泰坦尼克號上的“中國佬”事件,不僅僅是盎格魯撒克遜文明的自嗨。當時中國對外通訊電纜由英國人控制,所有的國際新聞全是英美轉發。“中國佬”事件,在國內引發了一輪又一輪自我批判,各種洋化學者以中國人為恥,又進一步進行了心理上的自我閹割。“中國佬”事件作為中國人是劣等民族的鐵證,被寫入民國的中英文教材。具體情況看我們如今的網絡亂象就可以猜個八九不離十。而當時歐美公開質疑這場六鬧劇的,只有小説家柯南道爾等少數人。
如今百年已過,歐美仍然壟斷着這個世界上大部分的傳播媒介,他們仍然在按着他們自己的想像和偏見塑造着這個世界。這次奧運我們看到,當賽程中中國金牌一直領先美國,美國媒體就拋出”金牌不能代表實力“,”中國運動員是奪金機器,壓迫人權”等等,當最後一天美國金牌超過中國後,媒體們又迫不及待的把獎牌榜改為金牌榜,並宣佈自己是勝利者。

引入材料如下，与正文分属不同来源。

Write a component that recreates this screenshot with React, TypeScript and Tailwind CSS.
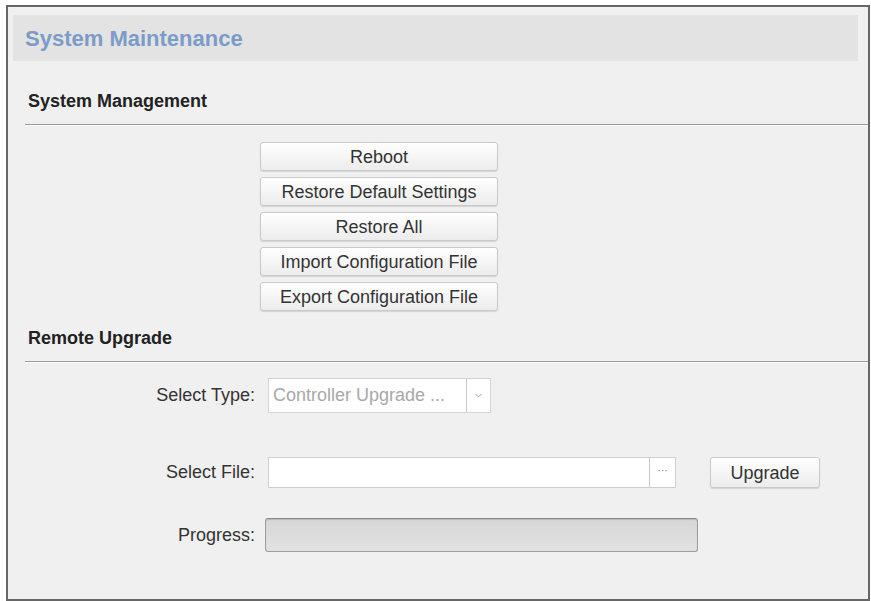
import { ChevronDown } from "lucide-react";

const actions = [
  "Reboot",
  "Restore Default Settings",
  "Restore All",
  "Import Configuration File",
  "Export Configuration File",
];

function SectionTitle({ label, top }: { label: string; top: string }) {
  return (
    <div className={top}>
      <div className="pl-[20px] text-[18px] leading-[22px] font-bold text-[#222]">
        {label}
      </div>
      <div className="mt-[12px] ml-[17px] h-[2px] border-t border-[#9a9a9a] bg-white/70" />
    </div>
  );
}

function FieldLabel({ text }: { text: string }) {
  return (
    <div className="w-[248px] shrink-0 pr-[1px] text-right text-[18px] text-[#333]">
      {text}
    </div>
  );
}

export default function App() {
  return (
    <div
      className="w-[871px] h-[601px] bg-white pt-[5px] pl-[6px] overflow-hidden"
      style={{ fontFamily: '"Liberation Sans", Arial, sans-serif' }}
    >
      <div className="w-[864px] h-[596px] border-2 border-[#666] bg-[#f0f0f0] flex flex-col">
        {/* page header */}
        <div className="mt-[8px] ml-[5px] w-[845px] h-[46px] bg-[#e3e3e3] flex items-center pl-[12px]">
          <span className="text-[22px] font-bold text-[#7b9cc8]">
            System Maintenance
          </span>
        </div>

        <SectionTitle label="System Management" top="mt-[29px]" />

        <div className="mt-[16px] ml-[252px] flex flex-col gap-[6px]">
          {actions.map((a) => (
            <button
              key={a}
              className="w-[238px] h-[29px] rounded-[3px] border border-[#c9c9c9] bg-gradient-to-b from-white to-[#ececec] shadow-[0_1px_1px_rgba(0,0,0,0.12)] text-[18px] leading-none text-[#333]"
            >
              {a}
            </button>
          ))}
        </div>

        <SectionTitle label="Remote Upgrade" top="mt-[16px]" />

        {/* select type */}
        <div className="mt-[15px] flex items-center">
          <FieldLabel text="Select Type:" />
          <div className="ml-[12px] w-[223px] h-[35px] flex border border-[#d4d4d4] bg-white">
            <div className="flex-1 flex items-center pl-[4px] text-[18px] text-[#a8a8a8]">
              Controller Upgrade ...
            </div>
            <div className="w-[24px] border-l border-[#c8c8c8] flex items-center justify-center">
              <ChevronDown className="w-[11px] h-[11px] text-[#9a9a9a]" strokeWidth={2} />
            </div>
          </div>
        </div>

        {/* select file */}
        <div className="mt-[44px] flex items-center">
          <FieldLabel text="Select File:" />
          <div className="ml-[12px] w-[408px] h-[31px] flex border border-[#cfcfcf] bg-white">
            <div className="flex-1" />
            <div className="w-[26px] border-l border-[#c8c8c8] flex items-center justify-center text-[10px] leading-none text-[#777] pb-[4px]">
              ···
            </div>
          </div>
          <button className="ml-[34px] w-[110px] h-[31px] rounded-[3px] border border-[#c9c9c9] bg-gradient-to-b from-white to-[#ececec] shadow-[0_1px_1px_rgba(0,0,0,0.12)] text-[18px] leading-none text-[#333]">
            Upgrade
          </button>
        </div>

        {/* progress */}
        <div className="mt-[30px] flex items-center">
          <FieldLabel text="Progress:" />
          <div className="ml-[9px] w-[433px] h-[34px] rounded-[3px] border border-[#9d9d9d] border-t-[#8a8a8a] bg-gradient-to-b from-[#d6d6d6] to-[#e2e2e2] shadow-[inset_0_1px_1px_rgba(0,0,0,0.15)]" />
        </div>
      </div>
    </div>
  );
}
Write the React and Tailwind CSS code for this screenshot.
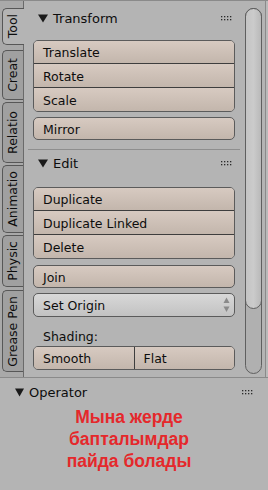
import React from "react";

function Dots() {
  const pts = [];
  for (const x of [0, 3, 6, 9]) for (const y of [0, 3]) pts.push([x, y]);
  return (
    <svg width="11" height="5" viewBox="0 0 11 5">
      {pts.map(([x, y]) => (
        <rect key={x + "-" + y} x={x} y={y} width="1.3" height="1.3" fill="#2a2a2a" />
      ))}
    </svg>
  );
}

function Tri() {
  return (
    <svg width="10" height="9" viewBox="0 0 10 9">
      <polygon points="0,0.5 10,0.5 5,8.5" fill="#1a1a1a" />
    </svg>
  );
}

function Header({ title, className = "" }) {
  return (
    <div className={"flex items-center h-[22px] pl-[10px] pr-[8px] " + className}>
      <Tri />
      <span className="ml-[5px] text-[13px] text-[#0d0d0d] leading-none">{title}</span>
      <div className="ml-auto flex items-center">
        <Dots />
      </div>
    </div>
  );
}

const btn =
  "flex items-center pl-[9px] pt-[3px] text-[12.5px] text-[#0d0d0d] leading-none bg-linear-to-b from-[#d7cac1] to-[#c3b6ac]";

function Group({ items, className = "" }) {
  const hs = ["h-[22px]", "h-[24px]", "h-[24px]"];
  return (
    <div className={"mx-[5px] rounded-[5px] border border-[#5b5b5b] overflow-hidden " + className}>
      {items.map((t, i) => (
        <div key={t} className={btn + " " + hs[i] + (i > 0 ? " border-t border-[#3e3e3e]" : "")}>
          {t}
        </div>
      ))}
    </div>
  );
}

function Single({ label, h, className = "" }) {
  return (
    <div className={"mx-[5px] rounded-[5px] border border-[#5b5b5b] " + btn + " " + h + " " + className}>
      {label}
    </div>
  );
}

function Tab({ label, h, mt, active }) {
  return (
    <div
      className={
        "ml-[2px] rounded-l-[5px] border border-r-0 border-[#575757] flex items-center justify-center relative z-10 " +
        h +
        " " +
        mt +
        (active ? " w-[22px] bg-[#b4b4b4]" : " w-[21px] bg-[#a0a0a0]")
      }
    >
      <span className="[writing-mode:vertical-rl] rotate-180 text-[12.5px] leading-none text-[#0d0d0d] whitespace-nowrap">
        {label}
      </span>
    </div>
  );
}

export default function App() {
  return (
    <div className="w-[268px] h-[490px] overflow-hidden bg-[#b4b4b4] font-['DejaVu_Sans',sans-serif] select-none">
      <div className="h-[377px] flex border-t border-[#8a8a8a]">
        {/* tab strip */}
        <div className="w-[24px] shrink-0 bg-[#a9a9a9] border-r border-[#6a6a6a] flex flex-col">
          <Tab label="Tool" h="h-[37px]" mt="mt-[7px]" active />
          <Tab label="Creat" h="h-[50px]" mt="mt-[5px]" />
          <Tab label="Relatio" h="h-[61px]" mt="mt-[2px]" />
          <Tab label="Animatio" h="h-[68px]" mt="mt-[2px]" />
          <Tab label="Physic" h="h-[52px]" mt="mt-[2px]" />
          <Tab label="Grease Pen" h="h-[82px]" mt="mt-[3px]" />
        </div>

        {/* panels */}
        <div className="w-[221px] shrink-0 pl-[4px] pr-[5px] flex flex-col">
          <Header title="Transform" className="mt-[6px]" />
          <Group items={["Translate", "Rotate", "Scale"]} className="mt-[11px]" />
          <Single label="Mirror" h="h-[23px]" className="mt-[5px]" />
          <div className="mt-[9px] h-px bg-[#8e8e8e]" />
          <Header title="Edit" className="mt-[2px]" />
          <Group items={["Duplicate", "Duplicate Linked", "Delete"]} className="mt-[13px]" />
          <Single label="Join" h="h-[23px]" className="mt-[6px]" />
          <div className="mx-[5px] mt-[5px] h-[24px] rounded-[5px] border border-[#5b5b5b] flex items-center pl-[9px] pr-[4px] text-[12.5px] text-[#0d0d0d] leading-none bg-linear-to-b from-[#d8d8d8] to-[#c2c2c2]">
            <span className="pt-[3px]">Set Origin</span>
            <svg className="ml-auto" width="7" height="16" viewBox="0 0 7 16">
              <polygon points="3.5,0.5 6.5,6 0.5,6" fill="#8a8a8a" />
              <polygon points="0.5,9.5 6.5,9.5 3.5,15" fill="#8a8a8a" />
            </svg>
          </div>
          <div className="mt-[12px] h-[16px] pl-[15px] flex items-center text-[12.5px] text-[#0d0d0d] leading-none">
            Shading:
          </div>
          <div className="mx-[5px] mt-[1px] h-[24px] rounded-[5px] border border-[#5b5b5b] overflow-hidden flex">
            <div className={btn + " flex-1"}>Smooth</div>
            <div className={btn + " flex-1 border-l border-[#3e3e3e]"}>Flat</div>
          </div>
        </div>

        {/* scrollbar */}
        <div className="w-[17px] shrink-0 pt-[7px] pb-[3px] flex flex-col">
          <div className="h-[366px] rounded-full border border-[#5f5f5f] bg-[#b0b0b0] flex flex-col">
            <div className="-mx-px -mt-px h-[301px] rounded-full border border-[#5f5f5f] bg-linear-to-r from-[#c4c4c4] via-[#cbcbcb] to-[#b9b9b9]" />
          </div>
        </div>
        <div className="w-[3px] shrink-0" />
        <div className="w-px shrink-0 bg-[#8a8a8a]" />
        <div className="w-[2px] shrink-0 bg-[#b9b9b9]" />
      </div>

      {/* operator */}
      <div className="h-[113px] border-t border-[#8a8a8a] flex flex-col">
        <div className="mt-[4px] h-[20px] flex items-center pl-[15px] pr-[15px]">
          <svg width="9" height="9" viewBox="0 0 9 9">
            <polygon points="0,0.5 9,0.5 4.5,8.5" fill="#1a1a1a" />
          </svg>
          <span className="ml-[5px] text-[13px] text-[#0d0d0d] leading-none">Operator</span>
          <div className="ml-auto flex items-center">
            <Dots />
          </div>
        </div>
        <div className="mt-[4px] w-[258px] text-center font-['Liberation_Sans',sans-serif] font-bold text-[17.5px] leading-[22px] text-[#e5282b]">
          <div>Мына жерде</div>
          <div>бапталымдар</div>
          <div>пайда болады</div>
        </div>
      </div>
    </div>
  );
}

面對這種情況,給自己辯解是徒勞的,搞所謂的“劣根性”,“原罪”反思更是南轅北轍。我們能做的唯有堅持自信和努力,走好自己的路。打破種族歧視和刻板印象的路還有很長,但終有一天,籠罩在包括中國在內的廣大後發國家和人民頭上的歧視和偏見的烏雲終將消散。